▶ [Dataset rows]
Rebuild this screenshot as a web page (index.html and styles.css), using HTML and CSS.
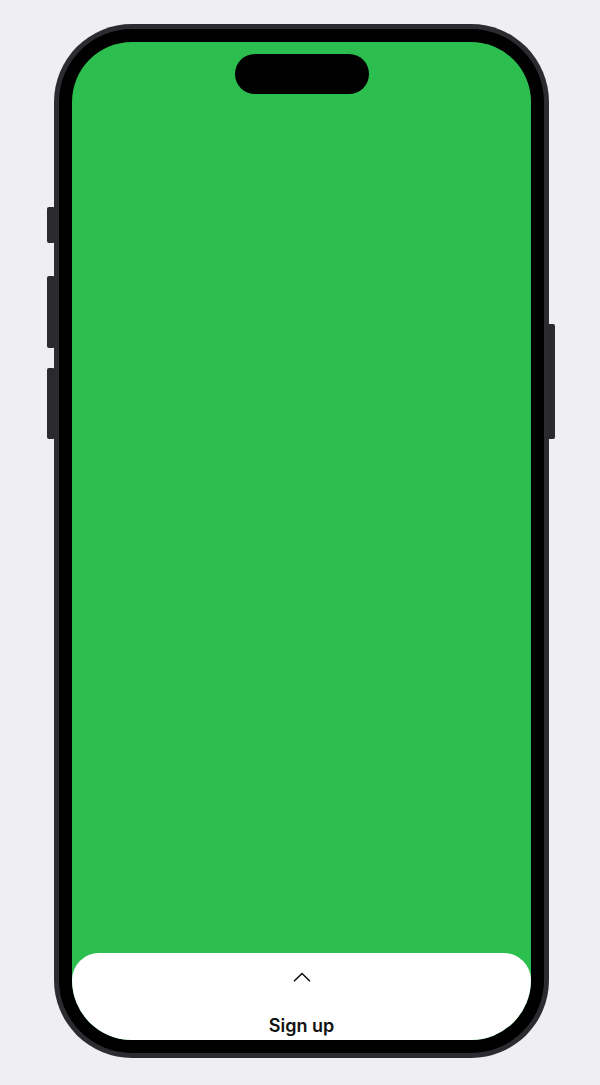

--

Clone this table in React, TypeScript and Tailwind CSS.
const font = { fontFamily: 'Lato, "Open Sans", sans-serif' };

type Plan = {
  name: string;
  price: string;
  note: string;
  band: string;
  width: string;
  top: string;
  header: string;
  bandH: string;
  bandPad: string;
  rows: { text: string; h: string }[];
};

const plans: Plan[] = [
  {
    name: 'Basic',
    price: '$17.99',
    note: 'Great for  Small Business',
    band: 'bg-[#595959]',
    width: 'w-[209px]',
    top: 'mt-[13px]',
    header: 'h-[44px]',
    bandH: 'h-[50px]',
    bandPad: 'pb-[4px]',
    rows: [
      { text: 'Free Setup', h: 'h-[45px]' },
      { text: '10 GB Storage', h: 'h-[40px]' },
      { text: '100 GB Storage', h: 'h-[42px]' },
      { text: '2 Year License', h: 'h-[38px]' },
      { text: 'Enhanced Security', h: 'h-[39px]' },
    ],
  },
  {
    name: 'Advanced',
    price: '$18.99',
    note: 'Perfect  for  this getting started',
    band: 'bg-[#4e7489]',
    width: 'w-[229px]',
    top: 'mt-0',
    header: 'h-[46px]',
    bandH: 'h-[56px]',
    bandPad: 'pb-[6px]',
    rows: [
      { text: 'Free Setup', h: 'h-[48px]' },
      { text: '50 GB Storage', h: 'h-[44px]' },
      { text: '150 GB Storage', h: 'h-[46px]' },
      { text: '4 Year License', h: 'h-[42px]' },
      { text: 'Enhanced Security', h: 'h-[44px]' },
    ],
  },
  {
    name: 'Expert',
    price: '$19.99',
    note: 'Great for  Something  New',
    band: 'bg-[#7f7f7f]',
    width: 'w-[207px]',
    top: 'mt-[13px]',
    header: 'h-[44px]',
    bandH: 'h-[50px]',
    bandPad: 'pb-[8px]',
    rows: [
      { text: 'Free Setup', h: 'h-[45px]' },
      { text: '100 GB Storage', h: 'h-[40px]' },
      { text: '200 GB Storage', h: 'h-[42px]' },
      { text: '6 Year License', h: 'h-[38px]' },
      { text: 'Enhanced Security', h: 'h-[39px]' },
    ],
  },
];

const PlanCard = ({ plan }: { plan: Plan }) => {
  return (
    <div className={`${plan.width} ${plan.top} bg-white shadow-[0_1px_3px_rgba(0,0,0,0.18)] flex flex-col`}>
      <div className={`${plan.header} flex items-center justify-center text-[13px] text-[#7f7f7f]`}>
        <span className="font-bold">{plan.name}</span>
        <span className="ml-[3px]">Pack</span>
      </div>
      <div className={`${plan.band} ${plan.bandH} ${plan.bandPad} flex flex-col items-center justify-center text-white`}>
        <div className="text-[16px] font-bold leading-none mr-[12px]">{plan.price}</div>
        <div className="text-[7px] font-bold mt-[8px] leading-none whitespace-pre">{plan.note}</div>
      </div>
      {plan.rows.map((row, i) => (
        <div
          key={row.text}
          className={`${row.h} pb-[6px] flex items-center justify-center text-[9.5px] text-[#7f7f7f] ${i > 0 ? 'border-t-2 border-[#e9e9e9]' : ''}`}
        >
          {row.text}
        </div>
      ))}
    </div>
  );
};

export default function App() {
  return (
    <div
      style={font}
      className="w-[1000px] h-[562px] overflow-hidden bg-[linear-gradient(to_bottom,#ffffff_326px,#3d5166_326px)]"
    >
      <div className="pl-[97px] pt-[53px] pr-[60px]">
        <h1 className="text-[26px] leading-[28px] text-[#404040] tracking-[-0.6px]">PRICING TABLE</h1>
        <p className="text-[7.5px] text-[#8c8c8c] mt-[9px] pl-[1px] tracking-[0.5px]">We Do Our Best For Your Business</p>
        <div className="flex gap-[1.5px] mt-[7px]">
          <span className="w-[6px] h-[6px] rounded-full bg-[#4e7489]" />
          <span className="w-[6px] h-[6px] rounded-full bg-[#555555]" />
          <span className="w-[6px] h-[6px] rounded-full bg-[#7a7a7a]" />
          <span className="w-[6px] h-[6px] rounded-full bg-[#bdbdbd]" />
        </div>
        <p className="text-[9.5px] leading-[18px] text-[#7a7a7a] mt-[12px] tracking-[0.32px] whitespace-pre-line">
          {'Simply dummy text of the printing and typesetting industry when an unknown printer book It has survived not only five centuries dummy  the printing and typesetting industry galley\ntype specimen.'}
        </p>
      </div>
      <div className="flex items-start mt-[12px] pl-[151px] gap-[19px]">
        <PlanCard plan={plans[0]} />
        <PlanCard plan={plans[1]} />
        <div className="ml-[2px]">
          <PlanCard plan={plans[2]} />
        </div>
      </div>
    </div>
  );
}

▶ [Task prompt] In the records above, locate the lines holding the word "this". Copy each of them.

▶ [Task output]
Rebuild this screenshot as a web page (index.html and styles.css), using HTML and CSS.
Clone this table in React, TypeScript and Tailwind CSS.
    note: 'Perfect  for  this getting started',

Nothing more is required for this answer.